— BRIEF —
Locate and copy all lines bearing the word "index".

— SUPPLIED INFORMATION —
□ □ □ □ □
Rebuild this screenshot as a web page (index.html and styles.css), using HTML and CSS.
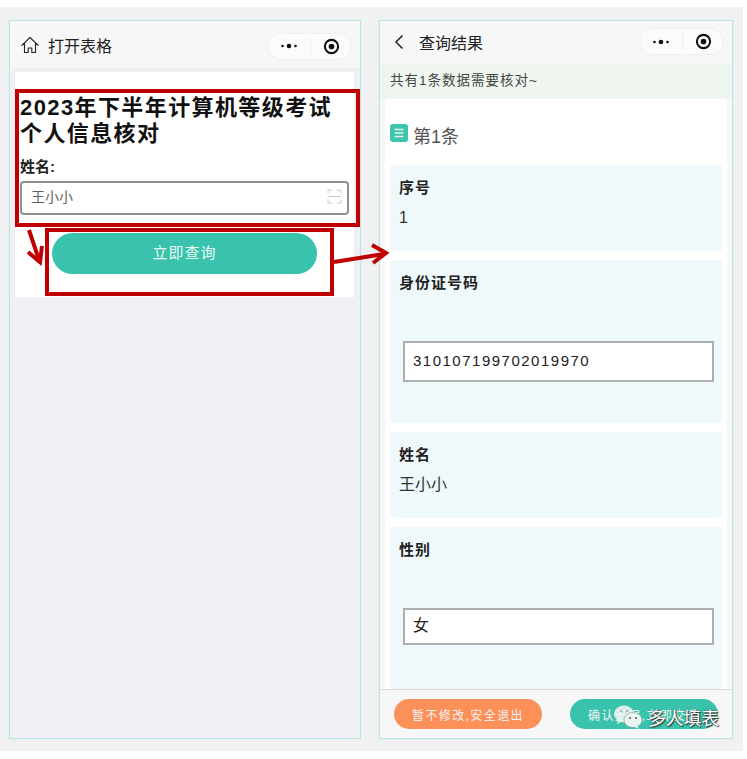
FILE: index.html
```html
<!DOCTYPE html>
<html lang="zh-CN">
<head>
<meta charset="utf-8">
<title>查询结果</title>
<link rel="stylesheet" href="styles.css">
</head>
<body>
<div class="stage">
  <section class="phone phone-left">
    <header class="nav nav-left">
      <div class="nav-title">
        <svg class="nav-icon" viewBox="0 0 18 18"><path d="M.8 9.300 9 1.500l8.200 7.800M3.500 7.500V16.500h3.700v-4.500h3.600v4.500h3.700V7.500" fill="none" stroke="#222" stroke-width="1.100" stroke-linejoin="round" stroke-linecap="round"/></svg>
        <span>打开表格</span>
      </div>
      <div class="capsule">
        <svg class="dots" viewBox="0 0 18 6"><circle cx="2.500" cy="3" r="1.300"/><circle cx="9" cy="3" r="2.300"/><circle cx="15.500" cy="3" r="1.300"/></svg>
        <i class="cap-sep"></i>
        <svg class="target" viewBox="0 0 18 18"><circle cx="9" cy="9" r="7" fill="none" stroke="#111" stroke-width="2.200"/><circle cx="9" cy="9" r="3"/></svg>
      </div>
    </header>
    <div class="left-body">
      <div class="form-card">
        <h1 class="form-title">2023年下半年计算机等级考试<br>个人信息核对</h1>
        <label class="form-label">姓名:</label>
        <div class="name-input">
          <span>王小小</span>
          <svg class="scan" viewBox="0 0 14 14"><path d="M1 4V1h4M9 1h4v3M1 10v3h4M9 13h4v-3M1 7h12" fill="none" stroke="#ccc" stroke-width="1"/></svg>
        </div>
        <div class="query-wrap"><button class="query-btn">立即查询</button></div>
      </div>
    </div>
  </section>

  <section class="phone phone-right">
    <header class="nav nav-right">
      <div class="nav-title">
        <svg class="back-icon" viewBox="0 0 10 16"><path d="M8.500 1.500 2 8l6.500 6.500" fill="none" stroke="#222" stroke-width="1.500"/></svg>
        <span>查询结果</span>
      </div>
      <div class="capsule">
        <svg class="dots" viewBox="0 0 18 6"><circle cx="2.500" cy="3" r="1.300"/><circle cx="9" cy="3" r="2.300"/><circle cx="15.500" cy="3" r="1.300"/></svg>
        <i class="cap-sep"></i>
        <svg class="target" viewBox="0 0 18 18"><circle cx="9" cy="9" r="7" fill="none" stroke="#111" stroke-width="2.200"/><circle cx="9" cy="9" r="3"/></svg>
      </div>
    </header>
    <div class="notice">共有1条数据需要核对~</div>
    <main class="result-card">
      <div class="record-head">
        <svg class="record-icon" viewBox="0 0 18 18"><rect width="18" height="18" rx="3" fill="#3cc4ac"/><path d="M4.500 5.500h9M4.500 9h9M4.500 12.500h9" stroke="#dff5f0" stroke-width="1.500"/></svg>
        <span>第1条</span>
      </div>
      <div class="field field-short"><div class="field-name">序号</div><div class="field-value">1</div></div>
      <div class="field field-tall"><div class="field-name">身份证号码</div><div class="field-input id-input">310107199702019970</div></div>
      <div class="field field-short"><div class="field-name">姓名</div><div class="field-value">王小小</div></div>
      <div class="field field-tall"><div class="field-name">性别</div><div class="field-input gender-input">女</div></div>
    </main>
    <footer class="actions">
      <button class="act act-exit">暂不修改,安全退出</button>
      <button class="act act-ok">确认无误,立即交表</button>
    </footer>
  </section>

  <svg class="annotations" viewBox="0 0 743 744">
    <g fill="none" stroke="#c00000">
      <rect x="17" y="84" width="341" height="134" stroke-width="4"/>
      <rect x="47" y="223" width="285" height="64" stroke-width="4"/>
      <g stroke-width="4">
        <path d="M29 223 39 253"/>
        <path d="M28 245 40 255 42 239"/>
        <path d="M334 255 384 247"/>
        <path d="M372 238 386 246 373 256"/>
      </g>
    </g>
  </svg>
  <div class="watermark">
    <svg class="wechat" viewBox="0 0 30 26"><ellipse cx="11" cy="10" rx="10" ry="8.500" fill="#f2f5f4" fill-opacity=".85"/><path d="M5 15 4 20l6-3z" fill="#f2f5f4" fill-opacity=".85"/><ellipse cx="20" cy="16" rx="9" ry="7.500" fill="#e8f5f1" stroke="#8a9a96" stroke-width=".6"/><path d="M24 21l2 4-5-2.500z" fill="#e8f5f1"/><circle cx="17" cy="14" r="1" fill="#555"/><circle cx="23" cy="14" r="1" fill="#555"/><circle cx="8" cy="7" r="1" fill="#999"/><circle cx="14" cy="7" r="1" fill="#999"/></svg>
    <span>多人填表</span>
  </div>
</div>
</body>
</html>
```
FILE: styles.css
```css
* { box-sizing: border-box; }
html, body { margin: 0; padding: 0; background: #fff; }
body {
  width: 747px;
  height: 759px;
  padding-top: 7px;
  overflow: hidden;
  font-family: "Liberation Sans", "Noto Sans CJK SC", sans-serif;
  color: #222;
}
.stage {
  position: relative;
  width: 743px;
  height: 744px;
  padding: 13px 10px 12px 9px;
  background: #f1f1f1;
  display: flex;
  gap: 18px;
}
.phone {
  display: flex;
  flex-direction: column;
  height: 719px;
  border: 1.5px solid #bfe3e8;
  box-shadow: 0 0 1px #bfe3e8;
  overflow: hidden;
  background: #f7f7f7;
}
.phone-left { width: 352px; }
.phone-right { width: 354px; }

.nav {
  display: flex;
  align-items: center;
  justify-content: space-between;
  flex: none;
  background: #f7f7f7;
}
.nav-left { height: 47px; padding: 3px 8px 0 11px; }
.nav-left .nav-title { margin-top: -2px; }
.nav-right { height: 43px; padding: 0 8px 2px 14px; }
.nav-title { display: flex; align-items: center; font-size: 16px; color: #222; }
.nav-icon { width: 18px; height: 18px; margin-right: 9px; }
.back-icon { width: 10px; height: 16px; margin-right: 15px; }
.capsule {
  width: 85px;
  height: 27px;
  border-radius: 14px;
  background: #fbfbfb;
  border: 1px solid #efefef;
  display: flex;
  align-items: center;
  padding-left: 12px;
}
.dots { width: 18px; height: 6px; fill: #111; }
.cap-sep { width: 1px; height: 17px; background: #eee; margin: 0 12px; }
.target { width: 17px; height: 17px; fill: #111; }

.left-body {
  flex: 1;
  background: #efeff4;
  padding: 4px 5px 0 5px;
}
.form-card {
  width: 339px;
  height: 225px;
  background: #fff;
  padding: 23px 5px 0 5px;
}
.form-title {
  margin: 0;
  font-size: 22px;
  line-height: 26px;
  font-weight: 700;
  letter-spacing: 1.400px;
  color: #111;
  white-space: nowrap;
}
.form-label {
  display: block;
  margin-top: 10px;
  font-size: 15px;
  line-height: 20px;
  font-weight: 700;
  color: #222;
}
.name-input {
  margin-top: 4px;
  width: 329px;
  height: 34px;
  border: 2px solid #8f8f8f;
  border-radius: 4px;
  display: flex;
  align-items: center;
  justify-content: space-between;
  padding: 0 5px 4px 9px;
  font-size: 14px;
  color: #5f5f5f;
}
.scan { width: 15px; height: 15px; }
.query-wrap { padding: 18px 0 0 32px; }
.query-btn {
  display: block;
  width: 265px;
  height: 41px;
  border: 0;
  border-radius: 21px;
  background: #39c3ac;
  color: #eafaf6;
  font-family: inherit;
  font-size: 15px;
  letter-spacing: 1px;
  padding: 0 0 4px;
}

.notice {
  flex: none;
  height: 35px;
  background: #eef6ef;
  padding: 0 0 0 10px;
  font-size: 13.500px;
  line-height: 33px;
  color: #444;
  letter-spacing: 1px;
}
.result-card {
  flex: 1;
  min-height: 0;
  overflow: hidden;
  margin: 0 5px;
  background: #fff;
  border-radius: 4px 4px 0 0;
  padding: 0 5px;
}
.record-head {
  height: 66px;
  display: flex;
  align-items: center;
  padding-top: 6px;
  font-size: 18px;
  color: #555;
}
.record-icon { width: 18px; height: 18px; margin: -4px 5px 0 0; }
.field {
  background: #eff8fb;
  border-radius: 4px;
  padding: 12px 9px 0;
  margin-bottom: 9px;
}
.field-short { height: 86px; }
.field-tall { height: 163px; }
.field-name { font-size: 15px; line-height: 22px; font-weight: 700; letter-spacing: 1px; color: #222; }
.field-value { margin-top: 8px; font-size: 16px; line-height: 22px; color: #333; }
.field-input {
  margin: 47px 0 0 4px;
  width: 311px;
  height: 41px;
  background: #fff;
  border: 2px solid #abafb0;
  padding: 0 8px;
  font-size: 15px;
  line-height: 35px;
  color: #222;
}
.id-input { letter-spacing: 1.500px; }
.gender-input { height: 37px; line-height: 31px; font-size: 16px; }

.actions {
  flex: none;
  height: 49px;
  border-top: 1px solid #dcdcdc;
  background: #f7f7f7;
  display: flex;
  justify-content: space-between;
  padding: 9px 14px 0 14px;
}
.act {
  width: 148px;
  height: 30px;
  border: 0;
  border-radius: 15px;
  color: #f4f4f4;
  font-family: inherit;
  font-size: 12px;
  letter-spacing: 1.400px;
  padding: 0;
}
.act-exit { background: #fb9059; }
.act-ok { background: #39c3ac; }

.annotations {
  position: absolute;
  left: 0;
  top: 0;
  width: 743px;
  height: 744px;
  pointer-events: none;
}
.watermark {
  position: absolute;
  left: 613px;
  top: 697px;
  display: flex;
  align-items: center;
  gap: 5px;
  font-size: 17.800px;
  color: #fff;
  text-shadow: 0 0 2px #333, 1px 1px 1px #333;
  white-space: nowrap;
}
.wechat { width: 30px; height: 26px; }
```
□ □ □ □ □
— SOLUTION TO THE PROBLEM —
Rebuild this screenshot as a web page (index.html and styles.css), using HTML and CSS.
FILE: index.html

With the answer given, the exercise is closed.